2017-01-10 16:45:30,869 [INFO] [Thread-90] |hdfs.DFSClient|: Exception in createBlockOutputStream java.io.IOException: Connection reset by peer at sun.nio.ch.FileDispatcherImpl.read0(Native Method) at sun.nio.ch.SocketDispatcher.read(SocketDispatcher.java:39) at sun.nio.ch.IOUtil.readIntoNativeBuffer(IOUtil.java:223) at sun.nio.ch.IOUtil.read(IOUtil.java:197) at sun.nio.ch.SocketChannelImpl.read(SocketChannelImpl.java:379) at org.apache.hadoop.net.SocketInputStream$Reader.performIO(SocketInputStream.java:57) at org.apache.hadoop.net.SocketIOWithTimeout.doIO(SocketIOWithTimeout.java:142) at org.apache.hadoop.net.SocketInputStream.read(SocketInputStream.java:161) at org.apache.hadoop.net.SocketInputStream.read(SocketInputStream.java:131) at org.apache.hadoop.net.SocketInputStream.read(SocketInputStream.java:118) at java.io.FilterInputStream.read(FilterInputStream.java:83) at java.io.FilterInputStream.read(FilterInputStream.java:83) at org.apache.hadoop.hdfs.protocolPB.PBHelper.vintPrefixed(PBHelper.java:2291) at org.apache.hadoop.hdfs.DFSOutputStream$DataStreamer.createBlockOutputStream(DFSOutputStream.java:1376) at org.apache.hadoop.hdfs.DFSOutputStream$DataStreamer.nextBlockOutputStream(DFSOutputStream.java:1295) at org.apache.hadoop.hdfs.DFSOutputStream$DataStreamer.run(DFSOutputStream.java:463) 2017-01-10 16:45:30,872 [INFO] [Thread-90] |hdfs.DFSClient|: Abandoning BP-1974649974--1481732158525:blk_1077768941_4031650 2017-01-10 16:45:30,891 [INFO] [Thread-90] |hdfs.DFSClient|: Excluding datanode DatanodeInfoWithStorage[:50010,DS-5dc52f7c-4497-457f-afca-c36a24b4f849,DISK]

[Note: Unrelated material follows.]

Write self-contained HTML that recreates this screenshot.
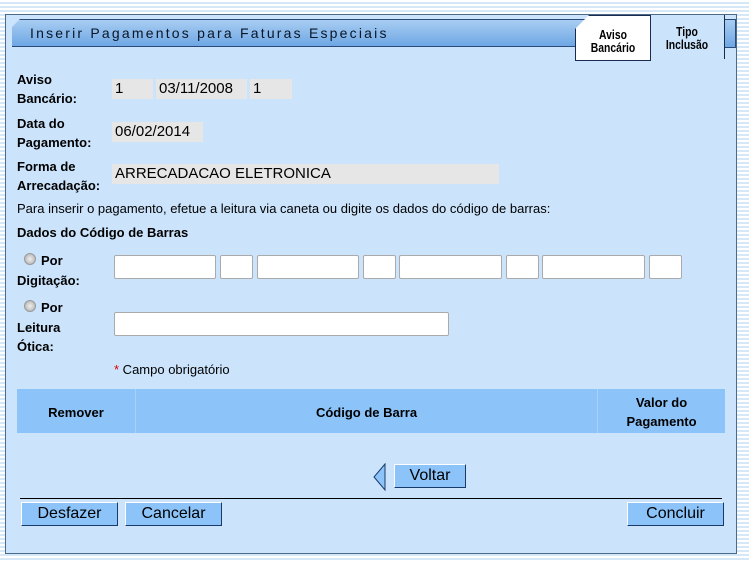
<!DOCTYPE html>
<html><head><meta charset="utf-8"><style>
body{margin:0;width:749px;height:562px;overflow:hidden;background:repeating-linear-gradient(#fff 0,#fff 2px,#d6e8f8 2px,#d6e8f8 4px);font-family:"Liberation Sans",sans-serif;position:relative}
.panel{position:absolute;left:5px;top:14px;width:730px;height:538px;background:#cbe4fc;border:1px solid #4a6a8a}
.hdr{position:absolute;left:12px;top:19px;width:600px;height:26px;background:linear-gradient(#a8cdf2,#6ea7e4);border:1px solid #2a4a7a;border-left:none;clip-path:polygon(8px 0,100% 0,100% 100%,0 100%,0 8px)}
.hdr span{position:absolute;left:18px;top:5px;font-size:14px;letter-spacing:2.2px;color:#0a1628}
.tab{position:absolute;font-family:"Liberation Sans",sans-serif;font-weight:bold;font-size:13px;line-height:13px;text-align:center;color:#000}
.tab div{transform:scaleX(0.8)}
.t1{left:575px;top:15px;width:74px;height:44px;background:#fff;border:1px solid #1a2a50;clip-path:polygon(14px 0,100% 0,100% 100%,0 100%,0 14px)}
.t2{left:650px;top:15px;width:74px;height:44px;background:#cbe4fc;border-right:1px solid #1a2a50}
.lbl{position:absolute;left:17px;font-size:13px;font-weight:bold;line-height:19px}
.val{position:absolute;background:#e6e6e6;font-size:15px;height:20px;line-height:20px;padding-left:3px}
.in{position:absolute;background:#fff;border:1px solid #aaa;height:22px;top:255px;border-radius:2px}
.txt{position:absolute;font-size:13px}
.btn{position:absolute;background:#8cc4fa;border:1px solid #1a3a6a;border-top-color:#fff;border-left-color:#fff;font-size:16px;text-align:center;height:22px;line-height:22px}
.rad{display:inline-block;width:10px;height:10px;border-radius:50%;background:radial-gradient(#eee,#aaa);border:1px solid #999;margin-right:5px;vertical-align:0}
</style></head><body>
<div class="panel"></div>
<div class="hdr"><span>Inserir Pagamentos para Faturas Especiais</span></div>
<div style="position:absolute;left:612px;top:19px;width:123px;height:27px;background:linear-gradient(#a8cdf2,#6ea7e4);border-top:1px solid #2a4a7a;border-bottom:1px solid #2a4a7a;border-right:1px solid #2a4a7a"></div>
<div class="tab t2"><div style="padding-top:10px">Tipo<br>Inclusão</div></div>
<div class="tab t1"><div style="padding-top:12px">Aviso<br>Bancário</div></div>

<div class="lbl" style="top:70px">Aviso<br>Bancário:</div>
<div class="val" style="left:112px;top:79px;width:38px">1</div>
<div class="val" style="left:156px;top:79px;width:88px">03/11/2008</div>
<div class="val" style="left:250px;top:79px;width:39px">1</div>
<div class="lbl" style="top:114px">Data do<br>Pagamento:</div>
<div class="val" style="left:112px;top:122px;width:88px">06/02/2014</div>
<div class="lbl" style="top:157px">Forma de<br>Arrecadação:</div>
<div class="val" style="left:112px;top:164px;width:384px">ARRECADACAO ELETRONICA</div>
<div class="txt" style="left:17px;top:201px">Para inserir o pagamento, efetue a leitura via caneta ou digite os dados do código de barras:</div>
<div class="lbl" style="top:223px">Dados do Código de Barras</div>
<div class="lbl" style="top:251px;left:24px"><span class="rad"></span>Por</div>
<div class="lbl" style="top:271px">Digitação:</div>
<div class="in" style="left:114px;width:100px"></div>
<div class="in" style="left:220px;width:31px"></div>
<div class="in" style="left:257px;width:100px"></div>
<div class="in" style="left:363px;width:31px"></div>
<div class="in" style="left:399px;width:101px"></div>
<div class="in" style="left:506px;width:31px"></div>
<div class="in" style="left:542px;width:101px"></div>
<div class="in" style="left:649px;width:31px"></div>
<div class="lbl" style="top:298px;left:24px"><span class="rad"></span>Por</div>
<div class="lbl" style="top:318px">Leitura<br>Ótica:</div>
<div class="in" style="left:114px;top:312px;width:333px"></div>
<div class="txt" style="left:114px;top:362px"><span style="color:#d00">*</span> Campo obrigatório</div>

<div style="position:absolute;left:17px;top:389px;width:708px;height:44px;background:#8cc4fa"></div>
<div style="position:absolute;left:135px;top:389px;width:1px;height:44px;background:#a8d2fc"></div>
<div style="position:absolute;left:597px;top:389px;width:1px;height:44px;background:#a8d2fc"></div>
<div class="lbl" style="left:17px;width:118px;top:403px;text-align:center">Remover</div>
<div class="lbl" style="left:136px;width:461px;top:403px;text-align:center">Código de Barra</div>
<div class="lbl" style="left:598px;width:127px;top:393px;text-align:center">Valor do<br>Pagamento</div>

<svg style="position:absolute;left:372px;top:463px" width="16" height="28"><path d="M13 1 L2 14 L13 27 Z" fill="#8cc4fa" stroke="#1a3a6a" stroke-width="1"/></svg>
<div class="btn" style="left:394px;top:464px;width:70px">Voltar</div>
<div style="position:absolute;left:20px;top:498px;width:702px;height:1px;background:#000"></div>
<div class="btn" style="left:21px;top:502px;width:95px">Desfazer</div>
<div class="btn" style="left:125px;top:502px;width:95px">Cancelar</div>
<div class="btn" style="left:627px;top:502px;width:95px">Concluir</div>
</body></html>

Any help would be greatly appreciated.
Hi @VAMSI GUMMALLA.
I have one question about your bucketing.
I can't see your DDL, but have to assume that you are creating a table that is partitioned and that also has 1,000 buckets. Is that true? If so, that does mean that each partition will have 1,000 files - one per bucket.
So if your partition criteria is to partition by day, then every day you will be creating 1,000 new files... 365,000 per year. Once you get past approximately 10,000 partitions you can have performance problems.
I would check your requirement to bucket into 1,000 buckets - or to even bucket at all. A recommendation is to be careful to keep your number of files reasonable. That number of buckets would definitely cause pressure on your table create query, especially if you are doing dynamic partitioning.
I hope this helps.